Linda Robertson, a spokeswoman for EQT, said in a statement that the company had worked hard and conscientiously to address the concerns of the residents. She said consultants had been hired, data collected on noise and health matters, and that independent analysis had shown the company was in compliance with noise and air quality requirements. She would not comment in detail on the financial offers.
"When landowner and leaseholder concerns arise, it is a standard practice for EQT personnel to work diligently to listen to and understand their concerns, particularly those related to the temporary inconveniences of living near a production site," Robertson said. "Regarding the neighbors on Cardox Road, the majority of whom are leaseholders, we have been in regular and ongoing communications with residents and local officials to address and resolve questions as they arise."
Hydraulic fracturing—or fracking—has provoked a litany of health and environmental concerns since it gained popularity within the last decade. Many environmentalists and public health experts contend that the practice can pollute groundwater aquifers, drastically reduce air quality, and endanger the health of residents living near wells.
Over the years, the industry has vehemently denied that its work is a threat, and has often pointed to a lack of conclusive proof that gas drilling operations are to blame for any harmful health or safety issues. The industry has undertaken an array of efforts to quell these worries and preserve its business—lobbying state legislators, conducting its own scientific studies, and occasionally settling quietly out of court with landowners who have threatened to sue.
The liability agreements EQT has used in Finleyville—they are often known as nuisance easements—have been used in other circumstances. Residents living close to airports, for instance, are often offered such easements as compensation for having to bear with the noise, vibrations, and fumes from air traffic. Property owners close to landfills and wind farms may also sign similar agreements.
But experts say such easements are rare in the oil and gas industry.
"This is only the second time I've seen one," said Clark, the Pennsylvania attorney. "They're absolutely not common at all."
Clark says it is unlikely that companies will start handing out such agreements en masse, saying doing so could decrease landowners' confidence about the safety of the company's operations and their personal health.
"People are going to say the gas companies must be concerned about air pollution because they're offering these easements," said Clark. "Everybody's going to get suspicious."
Earlier this year, a couple in Texas was awarded $3 million in a lawsuit against a gas drilling company. The couple alleged that the company's operations had affected their health, decreased their property value, and forced them to move away. The case was one of the first successful lawsuits alleging that air pollution from gas drilling activity caused health issues.
Experts say that verdict and others like it have emboldened landowners to take their claims to court. Nuisance easements may be one way to ensure that the company can easily block landowners from claiming damages.
Apart from drilling and fracking wells, EQT also builds and operates the infrastructure—pipelines and compressor stations—necessary to move natural gas to market. Its operations are headquartered in Pennsylvania but it also owns wells in Kentucky and West Virginia.
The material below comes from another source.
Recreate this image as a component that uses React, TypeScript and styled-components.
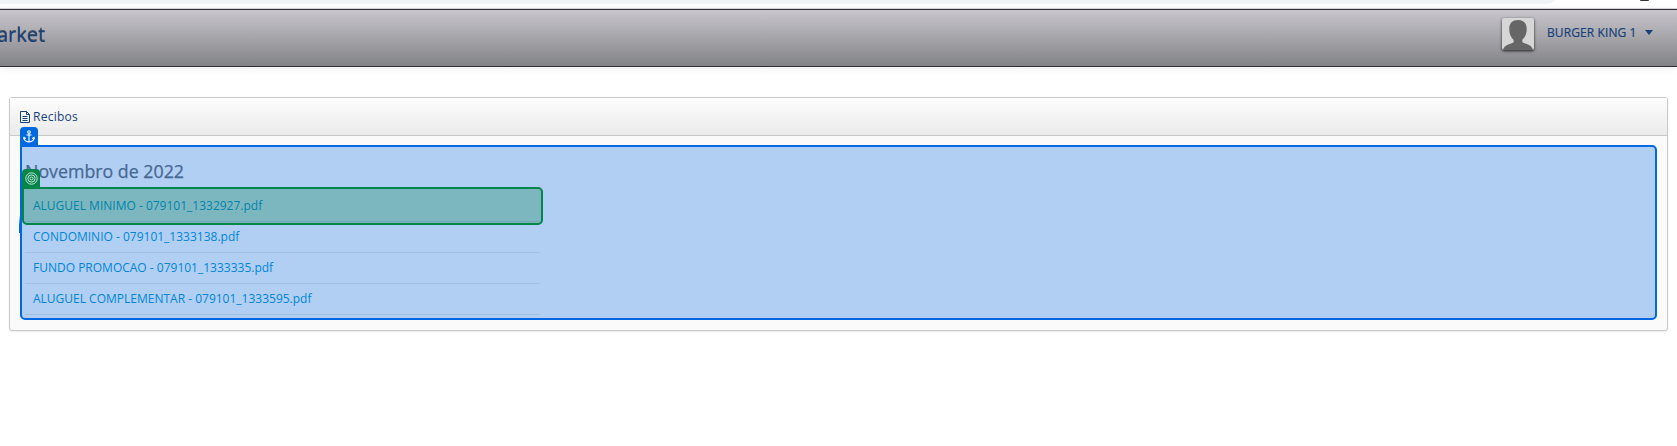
import React from "react";
import styled, { createGlobalStyle } from "styled-components";

const Global = createGlobalStyle`
  * { box-sizing: border-box; }
  body { margin: 0; background: #fff; font-family: "Open Sans", sans-serif; overflow: hidden; }
`;

const Page = styled.div`
  height: 446px;
  overflow: hidden;
`;

const BrowserStrip = styled.div`
  height: 9px;
  display: flex;
  justify-content: space-between;
  padding-right: 28px;
`;

const AddressBar = styled.div`
  width: 1555px;
  height: 4px;
  background: #f1f3f4;
  border-bottom-right-radius: 12px 4px;
`;

const BrowserMark = styled.div`
  width: 9px;
  height: 1px;
  background: #33303a;
  border-radius: 0 0 4px 4px;
`;

const Header = styled.header`
  height: 58px;
  display: flex;
  justify-content: space-between;
  border-top: 1px solid #312d35;
  border-bottom: 1px solid #312d35;
  background: linear-gradient(#c8c6cc, #828387);
  box-shadow: 0 -1px 0 #d5d5d7, 0 1px 8px rgba(0, 0, 0, 0.08);
`;

const Brand = styled.div`
  margin-left: -3px;
  padding-top: 11px;
  font-size: 20px;
  line-height: 28px;
  color: #17417a;
  text-shadow: 0 -1px 0 rgba(0, 0, 0, 0.5);
`;

const User = styled.div`
  display: flex;
  align-items: flex-start;
  padding: 8px 24px 0 0;
`;

const Avatar = styled.svg`
  width: 32px;
  height: 32px;
  border-radius: 2px;
  background: #d6d6d6;
  box-shadow: 0 1px 3px rgba(0, 0, 0, 0.8);
`;

const UserName = styled.span`
  width: 90px;
  margin: 6px 8px 0 13px;
  white-space: nowrap;
  font-size: 12px;
  line-height: 17px;
  font-weight: 500;
  letter-spacing: 0.1px;
  color: #17417a;
  -webkit-text-stroke: 0.2px #17417a;
`;

const Caret = styled.span`
  margin-top: 12px;
  border: 4px solid transparent;
  border-top: 5px solid #17417a;
  border-bottom: 0;
`;

const Panel = styled.section`
  position: relative;
  height: 234px;
  margin: 30px 9px 0;
  border: 1px solid #c9c9c9;
  border-radius: 3px;
  background: #fafafa;
  box-shadow: 0 1px 2px rgba(0, 0, 0, 0.08);
`;

const PanelHeader = styled.div`
  height: 38px;
  display: flex;
  align-items: center;
  gap: 2px;
  padding: 0 0 0 10px;
  border-bottom: 1px solid #c9c9c9;
  background: linear-gradient(#fdfdfd, #eaeaea);
  font-size: 12px;
  letter-spacing: 0.25px;
  color: #17417a;
`;

const Month = styled.h2`
  margin: 0;
  padding: 23px 0 0 15px;
  font-size: 17.8px;
  line-height: 24px;
  font-weight: 500;
  color: #64666e;
  -webkit-text-stroke: 0.25px #64666e;
`;

const Files = styled.ul`
  width: 515px;
  list-style: none;
  margin: 8px 0 0 15px;
  padding: 0;
`;

const FileRow = styled.li`
  height: 31px;
  padding: 0 8px;
  border-bottom: 1px solid #e4e4e4;
  font-size: 12px;
  line-height: 30px;
  color: #008fd0;
`;

const Overlay = styled.div<{ $tone: string; $fill: string }>`
  position: absolute;
  border: 2px solid ${(p) => p.$tone};
  border-radius: 0 5px 5px 5px;
  background: ${(p) => p.$fill};
`;

const AnchorOverlay = styled(Overlay)`
  left: 10px;
  right: 10px;
  top: 47px;
  height: 175px;
`;

const TargetOverlay = styled(Overlay)`
  left: 0;
  top: 40px;
  width: 521px;
  height: 38px;
`;

const Badge = styled.div<{ $tone: string }>`
  position: absolute;
  left: -2px;
  top: -20px;
  width: 18px;
  height: 18px;
  display: flex;
  align-items: center;
  justify-content: center;
  border-radius: 4px 4px 0 0;
  background: ${(p) => p.$tone};
`;

const Sliver = styled.svg`
  position: absolute;
  left: -3px;
  top: 68px;
`;

const blue = "#0068e1";
const green = "#04854a";

const files = [
  "ALUGUEL MINIMO - 079101_1332927.pdf",
  "CONDOMINIO - 079101_1333138.pdf",
  "FUNDO PROMOCAO - 079101_1333335.pdf",
  "ALUGUEL COMPLEMENTAR - 079101_1333595.pdf",
];

export default function App() {
  return (
    <Page>
      <Global />
      <BrowserStrip>
        <AddressBar />
        <BrowserMark />
      </BrowserStrip>
      <Header>
        <Brand>arket</Brand>
        <User>
          <Avatar viewBox="0 0 33 33">
            <path
              d="M16.500 2C11 2 7.500 5.500 7.500 11C7.500 17 9.500 20 12 22.500V25C9 27 2 27.500 1 33H32C31 27.500 24 27 21 25V22.500C23.500 20 25.500 17 25.500 11C25.500 5.500 22 2 16.500 2Z"
              fill="#666"
            />
          </Avatar>
          <UserName>BURGER KING 1</UserName>
          <Caret />
        </User>
      </Header>
      <Panel>
        <PanelHeader>
          <svg width="11" height="12" viewBox="0 0 11 12" fill="none" stroke="#17417a">
            <path d="M.5 .5H6.500L9.500 3.500V11.500H.5ZM6.500 .5V3.500H9.500M2.500 5.500H7.500M2.500 7.500H7.500M2.500 9.500H7.500" />
          </svg>
          Recibos
        </PanelHeader>
        <Month>Novembro de 2022</Month>
        <Files>
          {files.map((f) => (
            <FileRow key={f}>{f}</FileRow>
          ))}
        </Files>
        <AnchorOverlay $tone={blue} $fill="rgba(8, 108, 228, 0.3)">
          <Badge $tone={blue}>
            <svg width="12" height="13" viewBox="0 0 12 13" fill="none" stroke="#fff" strokeWidth="1.1">
              <circle cx="6" cy="2" r="1.300" />
              <path d="M6 3.300V12M3.500 5H8.500M1 7.500C1 10.500 3.500 11.800 6 12C8.500 11.800 11 10.500 11 7.500M.4 9L1 7.300L2.800 8.500M11.600 9L11 7.300L9.200 8.500" />
            </svg>
          </Badge>
          <Sliver width="2" height="18">
            <path d="M1 0H2V18H0V10Z" fill={blue} />
          </Sliver>
          <TargetOverlay $tone={green} $fill="rgba(4, 128, 74, 0.3)">
            <Badge $tone={green}>
              <svg width="13" height="13" viewBox="0 0 13 13" fill="none" stroke="#c9e6d8">
                <circle cx="6.500" cy="6.500" r="5.700" />
                <circle cx="6.500" cy="6.500" r="3.600" />
                <circle cx="6.500" cy="6.500" r="1.500" />
              </svg>
            </Badge>
          </TargetOverlay>
        </AnchorOverlay>
      </Panel>
    </Page>
  );
}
In 2008, landowners in Finleyville signed a gas lease for drilling with Chesapeake Energy. The company only drilled one well, but last year it sold its leases to EQT, which has since drilled 11 additional wells.
So far the company's strategy to reduce its liabilities has worked with some landowners.
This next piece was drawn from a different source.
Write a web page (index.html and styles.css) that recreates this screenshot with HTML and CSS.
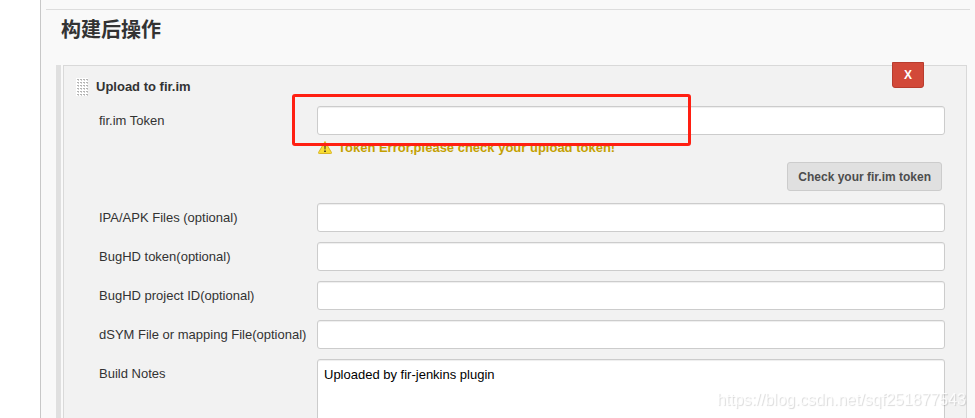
FILE: index.html
```html
<!DOCTYPE html>
<html lang="zh-CN">
<head>
  <meta charset="UTF-8">
  <meta name="viewport" content="width=device-width, initial-scale=1.0">
  <title>构建后操作</title>
  <link rel="stylesheet" href="styles.css">
</head>
<body>

<div class="page">
  <main class="config">
    <h2 class="section-title">构建后操作</h2>

    <!-- Post-build step -->
    <div class="step">
      <form class="step-body">
        <button type="button" class="delete-button" aria-label="Delete">X</button>

        <div class="step-header">
          <svg class="drag-handle" width="12" height="18" viewBox="0 0 12 18" aria-hidden="true">
            <defs>
              <pattern id="grip" width="3" height="3" patternUnits="userSpaceOnUse">
                <rect width="3" height="3" fill="#fff"/>
                <rect x="1" y="1" width="2" height="1" fill="#b4b4b4"/>
                <rect x="2" y="2" width="1" height="1" fill="#cfcfcf"/>
              </pattern>
            </defs>
            <rect width="12" height="18" fill="url(#grip)"/>
          </svg>
          <b>Upload to fir.im</b>
        </div>

        <div class="row token-row">
          <label for="token">fir.im Token</label>
          <input type="text" id="token">
          <span class="highlight"></span>
        </div>

        <div class="validation">
          <svg width="16" height="16" viewBox="0 0 16 16" aria-hidden="true">
            <path d="M8 1.5 L14.5 12.5 Q14.8 13.5 13.8 13.5 H2.2 Q1.2 13.5 1.5 12.5 Z" fill="#f8dc32" stroke="#d8b526"/>
            <path d="M7.2 5.5 H8.8 L8.5 9.5 H7.5 Z" fill="#5a4c20"/>
            <rect x="7" y="10.5" width="2" height="1.5" fill="#5a4c20"/>
          </svg>
          <span>Token Error,please check your upload token!</span>
        </div>

        <div class="actions">
          <button type="button" class="check-button">Check your fir.im token</button>
        </div>

        <div class="row">
          <label for="files">IPA/APK Files (optional)</label>
          <input type="text" id="files">
        </div>
        <div class="row">
          <label for="bughdToken">BugHD token(optional)</label>
          <input type="text" id="bughdToken">
        </div>
        <div class="row">
          <label for="bughdProject">BugHD project ID(optional)</label>
          <input type="text" id="bughdProject">
        </div>
        <div class="row">
          <label for="dsym">dSYM File or mapping File(optional)</label>
          <input type="text" id="dsym">
        </div>
        <div class="row">
          <label for="notes">Build Notes</label>
          <textarea id="notes" rows="6">Uploaded by fir-jenkins plugin</textarea>
        </div>
      </form>
    </div>
  </main>
</div>

<div class="watermark">https://blog.csdn.net/sqf251877543</div>

</body>
</html>
```
FILE: styles.css
```css
* {
  box-sizing: border-box;
}

body {
  margin: 0;
  background: #fff;
  color: #333;
  font-family: "Liberation Sans", Arial, "Noto Sans CJK SC", sans-serif;
  font-size: 13px;
  line-height: 18px;
}

.page {
  height: 100vh;
  padding-left: 40px;
  overflow: hidden;
}

.config {
  min-height: 100%;
  padding: 9px 5px 0;
  border-left: 1px solid #c8c8c8;
  background: #f9f9f9;
}

.section-title {
  margin: 0;
  padding: 5px 15px 0;
  border-top: 1px solid #ddd;
  font-size: 20px;
  line-height: 30px;
}

/* Thick bar down the left of each step */
.step {
  margin: 20px 3px 0 10px;
  padding-left: 2px;
  border-left: 5px solid #e0e0e0;
}

.step-body {
  position: relative;
  padding: 12px 21px 20px 12px;
  border: 1px solid #d9d9d9;
  background: #f2f2f2;
}

.delete-button {
  position: absolute;
  top: -4px;
  right: 42px;
  width: 32px;
  height: 26px;
  padding: 0;
  border: 1px solid #b83c2e;
  border-radius: 0 0 3px 3px;
  background: #d24939;
  color: #fff;
  font: bold 12px "Liberation Sans", Arial, sans-serif;
  cursor: pointer;
}

.step-header {
  display: flex;
  gap: 8px;
  margin-bottom: 10px;
}

.row {
  display: grid;
  grid-template-columns: 218px 1fr;
  align-items: start;
  margin: 0 0 10px 23px;
}

.row label {
  padding-top: 6px;
  white-space: nowrap;
}

.row input,
.row textarea {
  display: block;
  width: 100%;
  padding: 6px;
  border: 1px solid #ccc;
  border-radius: 3px;
  background: #fff;
  box-shadow: inset 0 1px 1px rgba(0, 0, 0, 0.07);
  color: #000;
  font: 13px/18px "Liberation Sans", Arial, sans-serif;
}

.row input {
  height: 29px;
}

.row textarea {
  resize: none;
}

.token-row {
  position: relative;
  margin-bottom: 5px;
}

/* Red frame round the token field */
.highlight {
  position: absolute;
  top: -12px;
  left: 193px;
  width: 399px;
  height: 52px;
  border: 3px solid #ff1f12;
  border-radius: 3px;
  pointer-events: none;
  z-index: 1;
}

.validation {
  display: flex;
  align-items: center;
  gap: 5px;
  margin-left: 241px;
  color: #c4a000;
  font-weight: bold;
  line-height: 16px;
}

.actions {
  display: flex;
  justify-content: flex-end;
  margin: 6px 3px 12px 0;
}

.check-button {
  height: 29px;
  padding: 0 10px;
  border: 1px solid #ccc;
  border-radius: 3px;
  background: #e0e0e0;
  color: #4d4d4d;
  font: bold 12px "Liberation Sans", Arial, sans-serif;
  cursor: pointer;
}

.watermark {
  position: fixed;
  right: 9px;
  bottom: 8px;
  color: rgba(255, 255, 255, 0.8);
  font-size: 16px;
  line-height: 20px;
  text-shadow: 1px 1px 1px rgba(0, 0, 0, 0.15);
  pointer-events: none;
}
```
Muriel Spencer, whose house is about 500 feet from the drilling, took the money. She said she did not consult with a lawyer, but had asked the company to put a five-year time frame around the release. The initial contract released the company from liabilities indefinitely.
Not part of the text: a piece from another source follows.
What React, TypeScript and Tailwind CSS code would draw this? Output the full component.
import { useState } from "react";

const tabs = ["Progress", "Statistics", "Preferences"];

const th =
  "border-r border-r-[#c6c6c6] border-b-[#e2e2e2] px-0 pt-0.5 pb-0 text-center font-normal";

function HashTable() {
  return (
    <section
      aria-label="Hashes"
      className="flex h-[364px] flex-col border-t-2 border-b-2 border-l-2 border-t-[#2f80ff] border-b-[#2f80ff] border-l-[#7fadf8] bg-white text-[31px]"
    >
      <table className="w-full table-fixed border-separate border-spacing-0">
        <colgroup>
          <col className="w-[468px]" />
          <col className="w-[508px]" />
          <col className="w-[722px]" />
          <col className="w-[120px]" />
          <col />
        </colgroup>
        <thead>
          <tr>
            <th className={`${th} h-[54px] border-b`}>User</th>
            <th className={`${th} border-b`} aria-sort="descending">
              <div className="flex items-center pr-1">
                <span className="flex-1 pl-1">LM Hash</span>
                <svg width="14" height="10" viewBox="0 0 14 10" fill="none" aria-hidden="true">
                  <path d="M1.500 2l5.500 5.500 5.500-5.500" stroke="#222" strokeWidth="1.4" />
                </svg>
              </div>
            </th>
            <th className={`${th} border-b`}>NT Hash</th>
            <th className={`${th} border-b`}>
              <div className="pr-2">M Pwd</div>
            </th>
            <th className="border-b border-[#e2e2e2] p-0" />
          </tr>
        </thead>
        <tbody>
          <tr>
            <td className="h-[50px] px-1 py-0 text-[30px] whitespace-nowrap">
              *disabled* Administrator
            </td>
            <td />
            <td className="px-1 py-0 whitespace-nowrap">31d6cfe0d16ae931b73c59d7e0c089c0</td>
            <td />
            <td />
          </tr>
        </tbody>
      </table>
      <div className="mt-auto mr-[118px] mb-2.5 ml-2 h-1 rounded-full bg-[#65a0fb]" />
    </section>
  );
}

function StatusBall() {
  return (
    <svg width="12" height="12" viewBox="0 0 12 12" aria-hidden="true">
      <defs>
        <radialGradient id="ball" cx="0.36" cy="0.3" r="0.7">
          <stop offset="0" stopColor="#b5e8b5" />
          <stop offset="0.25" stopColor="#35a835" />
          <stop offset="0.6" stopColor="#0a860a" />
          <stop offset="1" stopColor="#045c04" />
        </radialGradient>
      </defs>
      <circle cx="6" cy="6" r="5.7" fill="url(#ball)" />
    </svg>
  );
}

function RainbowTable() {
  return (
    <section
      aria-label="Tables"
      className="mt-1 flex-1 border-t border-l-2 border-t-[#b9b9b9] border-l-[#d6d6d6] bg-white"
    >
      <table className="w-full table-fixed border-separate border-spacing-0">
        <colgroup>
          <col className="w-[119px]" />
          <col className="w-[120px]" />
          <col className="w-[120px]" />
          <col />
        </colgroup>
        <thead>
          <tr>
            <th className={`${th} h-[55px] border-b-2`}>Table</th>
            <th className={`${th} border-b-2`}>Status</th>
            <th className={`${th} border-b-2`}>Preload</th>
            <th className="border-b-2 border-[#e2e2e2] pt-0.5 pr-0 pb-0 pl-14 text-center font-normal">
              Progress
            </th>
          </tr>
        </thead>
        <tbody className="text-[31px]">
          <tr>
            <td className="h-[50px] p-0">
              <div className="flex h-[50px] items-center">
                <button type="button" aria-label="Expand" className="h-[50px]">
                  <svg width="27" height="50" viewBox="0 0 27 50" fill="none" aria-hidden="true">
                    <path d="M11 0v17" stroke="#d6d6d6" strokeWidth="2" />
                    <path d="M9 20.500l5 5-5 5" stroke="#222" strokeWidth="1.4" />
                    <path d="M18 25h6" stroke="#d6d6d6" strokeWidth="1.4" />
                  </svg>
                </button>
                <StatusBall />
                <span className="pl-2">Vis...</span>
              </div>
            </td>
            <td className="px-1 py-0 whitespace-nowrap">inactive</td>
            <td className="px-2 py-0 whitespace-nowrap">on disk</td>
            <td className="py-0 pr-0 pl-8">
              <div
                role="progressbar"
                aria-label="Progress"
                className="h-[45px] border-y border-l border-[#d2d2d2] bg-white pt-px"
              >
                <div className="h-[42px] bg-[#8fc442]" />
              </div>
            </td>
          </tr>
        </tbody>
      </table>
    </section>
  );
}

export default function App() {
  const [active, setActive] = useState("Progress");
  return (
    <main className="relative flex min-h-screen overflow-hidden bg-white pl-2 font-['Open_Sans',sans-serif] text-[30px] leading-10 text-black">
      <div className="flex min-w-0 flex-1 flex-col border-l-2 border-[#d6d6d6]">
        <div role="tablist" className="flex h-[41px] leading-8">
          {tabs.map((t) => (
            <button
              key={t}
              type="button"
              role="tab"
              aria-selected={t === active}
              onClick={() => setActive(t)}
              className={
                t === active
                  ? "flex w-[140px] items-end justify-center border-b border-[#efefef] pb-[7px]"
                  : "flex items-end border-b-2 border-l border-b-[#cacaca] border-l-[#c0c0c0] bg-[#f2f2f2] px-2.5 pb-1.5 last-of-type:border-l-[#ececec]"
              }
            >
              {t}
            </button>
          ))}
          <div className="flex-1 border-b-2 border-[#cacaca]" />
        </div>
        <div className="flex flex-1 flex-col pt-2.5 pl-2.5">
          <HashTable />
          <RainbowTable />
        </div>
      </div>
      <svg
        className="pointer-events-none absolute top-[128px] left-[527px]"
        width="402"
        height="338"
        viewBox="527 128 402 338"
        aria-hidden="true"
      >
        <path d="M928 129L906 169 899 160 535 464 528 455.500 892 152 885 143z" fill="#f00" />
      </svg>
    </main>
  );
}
"I cannot complain about the drilling to this point," Spencer said, adding that EQT "has been nothing but fair with me."
The company's spokeswoman would not comment on how many landowners EQT approached with the proposed agreements, but said that "approximately 85 percent of the residents" had signed them.
An initial version of the proposed standard agreement listed 30 Finleyville residents and required that they all sign the agreements in order to receive the $50,000. When the residents refused, EQT modified the agreement such that the compensation was not contingent on all landowners signing it.
ProPublica found that at least four of the 30 residents have agreed to some version of the initial agreement that EQT proposed and have received $50,000 in exchange. It is unclear what changes were made to the agreement during negotiations.
Robertson, the company spokeswoman, said in her statement that "any changes made to the agreements during negotiations were based on requests directly from the resident, and/or their attorney."
But some of the residents have refused to negotiate with the company.
"I was insulted," said Gary Baumgardner, who was approached by EQT with the offer in January. "We're being pushed out of our home and they want to insult us with this offer."
Baumgardner says his house is like an amphitheater, constantly vibrating from the drilling. At times the noise gets up to 75 decibels, equivalent to a running vacuum cleaner, he said. Earlier this year, EQT Corp. put up a sound barrier to limit the noise, but Baumgardner says it has made little difference to his quality of life.
"We took the pictures down in the bedroom because they still vibrate at night," he said.
Baumgardner says he has had to leave his house at least three times so far because the gas fumes from the well site were too much to bear. A local health group has installed air quality monitors in his home and several of his neighbors. Last year when the one of the monitors began flashing red, his daughter, pregnant at the time, fled the house. She has since moved away after her doctor advised her not to live close to a drilling site.
"Our house is most often not livable," said Baumgardner. EQT's response to his complaints, he said, has been "constant dismissals, excuses, delays, and broken promises."
Robertson would not respond to Baumgardner's specific assertions. She did point to several mitigation efforts she said the company had taken, including the sound wall, but also involving switching to quieter machinery and applying for permits to transport water via pipes instead of trucks.
Baumgardner believes the nuisance easement he was offered is a part of the industry's tactic to silence landowners.
"Throughout the last several months, an EQT regional land manager, one of our community advisers, and our community relations manager have all been engaged in phone calls and personal meetings with residents, attended township meetings, and visited the production site on multiple occasions to identify and confirm the reported issues, if any," Robertson's statement said.
"The easements are part of our overall consistent and ongoing effort to address leaseholder concerns."